(CNN) -- Lou Reed, who took rock 'n' roll into dark corners as a songwriter, vocalist and guitarist for the Velvet Underground and as a solo artist, has died at the age of 71, his publicist said Sunday.
"It is now officially confirmed that Lou Reed did pass away several hours ago," Peter Noble said.
Noble didn't disclose details of Reed's death.
Reed was a rock pioneer who went from record label songwriter to a member of a short-lived, but innovative and influential band.
"Glam, punk and alternative rock are all unthinkable without his revelatory example," wrote Jon Dolan in Rolling Stone, which first reported his death.

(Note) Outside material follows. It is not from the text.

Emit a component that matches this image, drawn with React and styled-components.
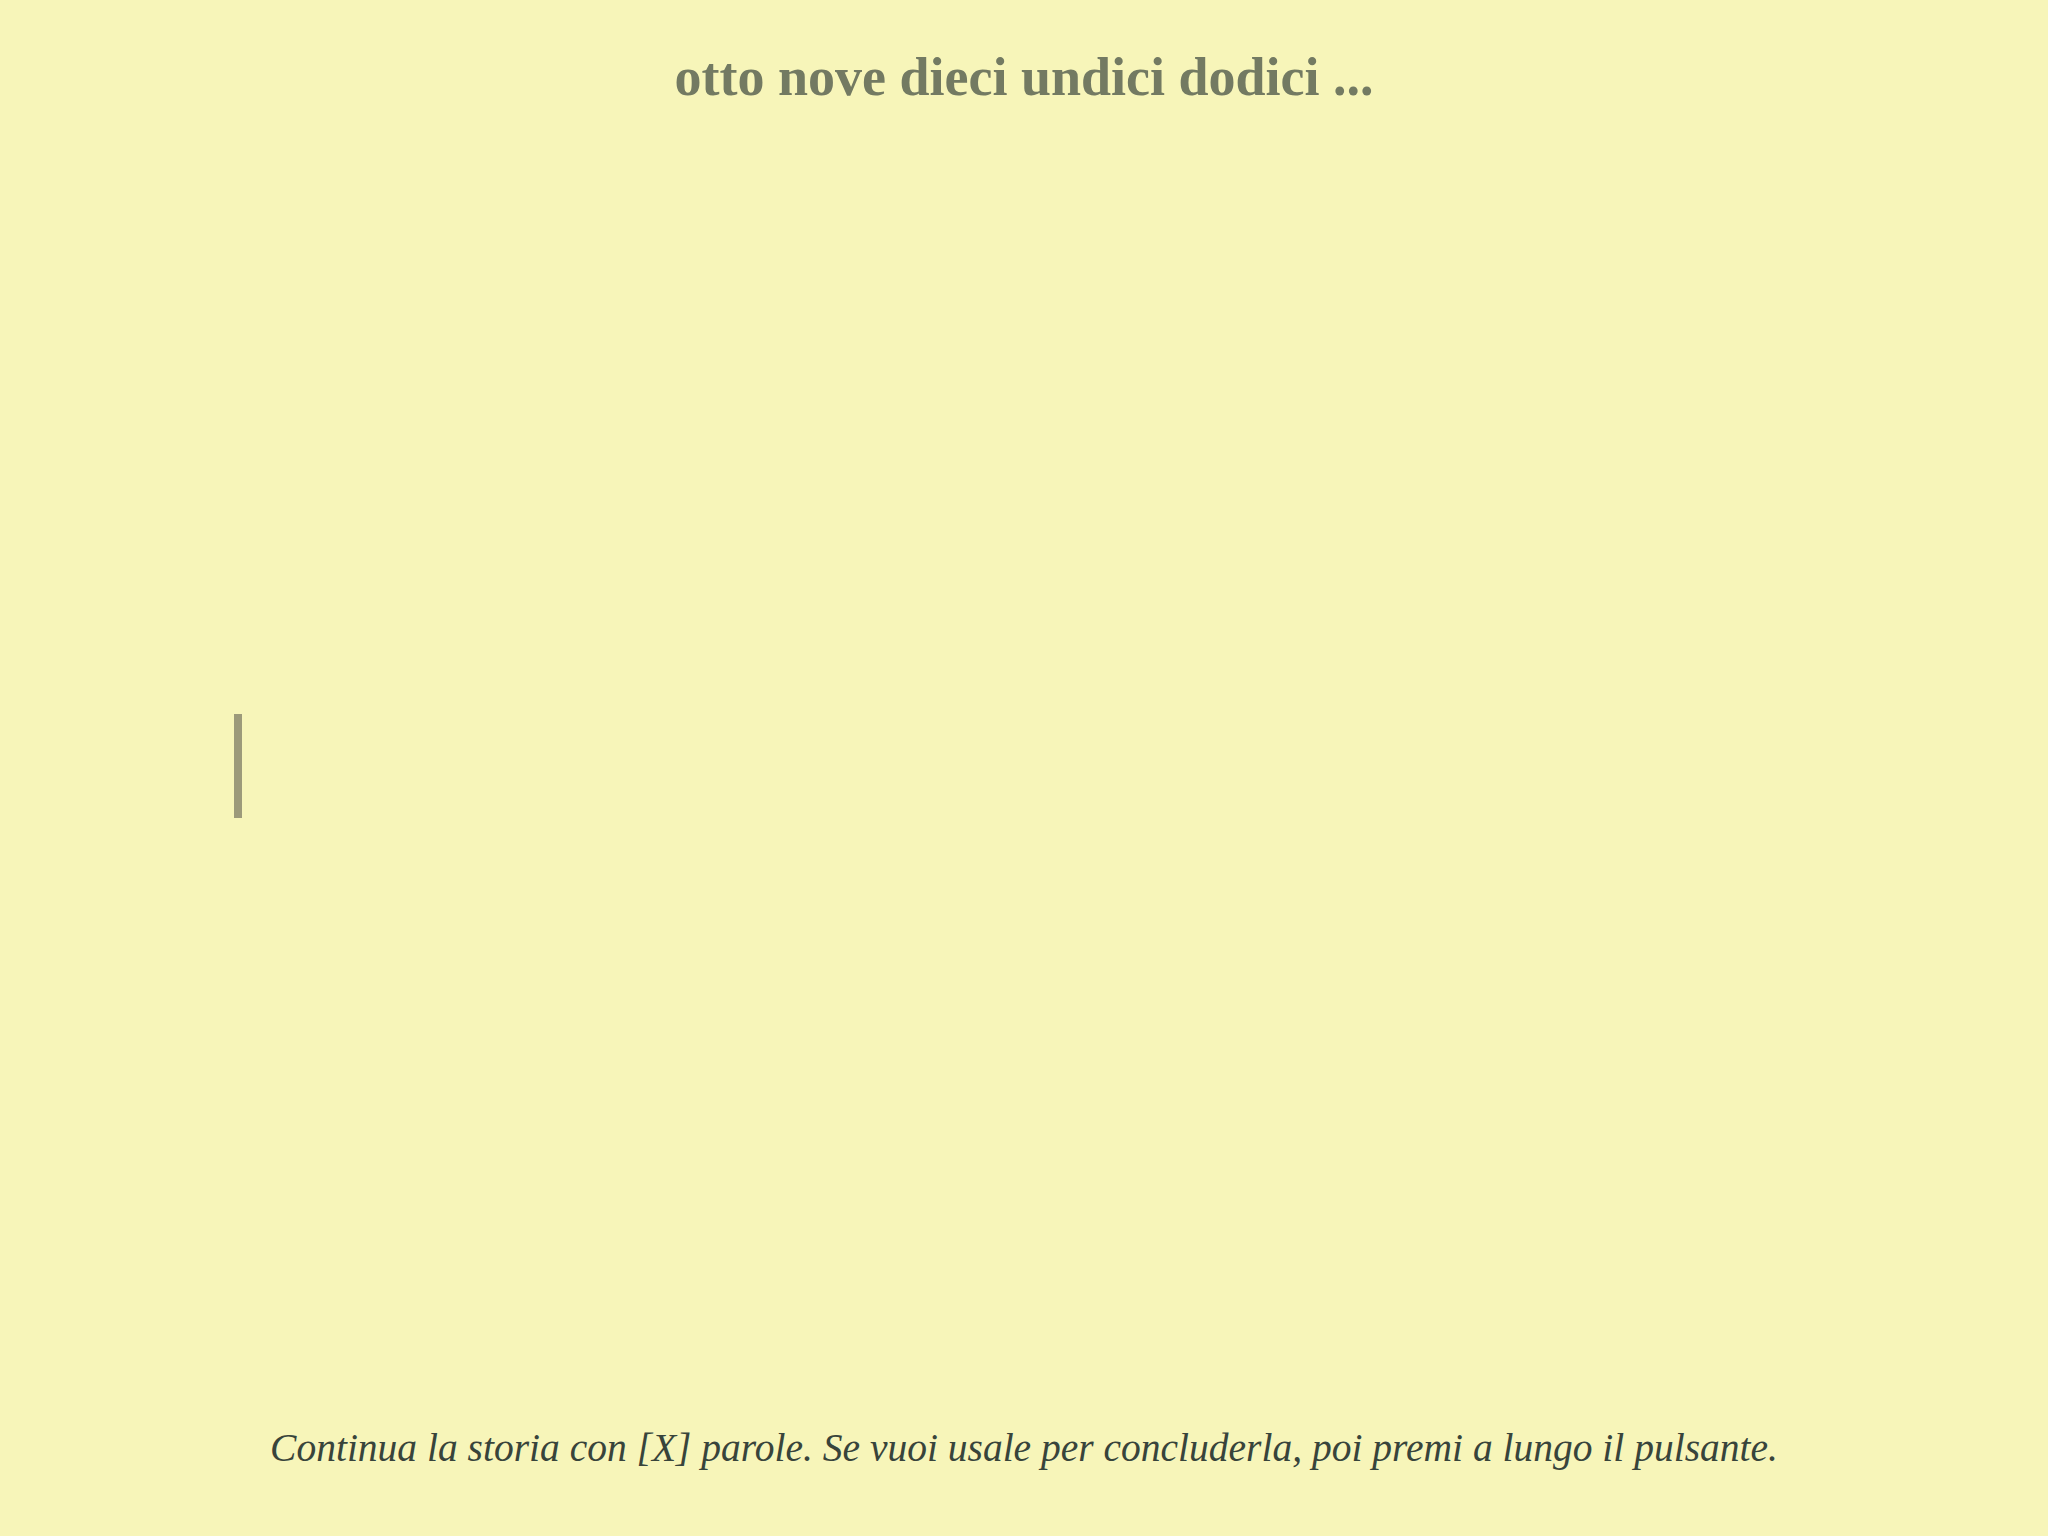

"The world has lost a fine songwriter and poet. I've lost my 'school-yard buddy,' " Cale wrote on Twitter.
The Velvets tackled taboo topics like drug addiction, paranoia and sexual deviancy, according to their bio page on the Rock and Roll Hall of Fame site.
Rock mythology has it that even though they were around only for a few years, everyone who went to a Velvet Underground concert went out and started a band.
Rolling Stone ranks the group's debut album, "The Velvet Underground and Nico" as the 13th greatest of all time.
And performers from David Bowie to R.E.M. and U2 have cited them as inspiration.
In 1970, Reed left the Velvets for a long solo career turning out classics like "Walk on the Wild Side" and "Sweet Jane."
"People say rock 'n' roll is constricting, but you can do anything you want, any way you want. And my goal has been to make an album that would speak to people the way Shakespeare speaks to me, the way Joyce speaks to me. Something with that kind of power; something with bite to it,'' Reed told the New York Times in 1982 while promoting his album "The Blue Mask."
Reed's wife, Laurie Anderson, told The Times of London this summer, that Reed had a life-saving liver transplant in May.
"R.I.P. LOU REED....A LEGEND," the Pixies wrote on their Twitter page.
Iggy Pop wrote simply: "Devastating news."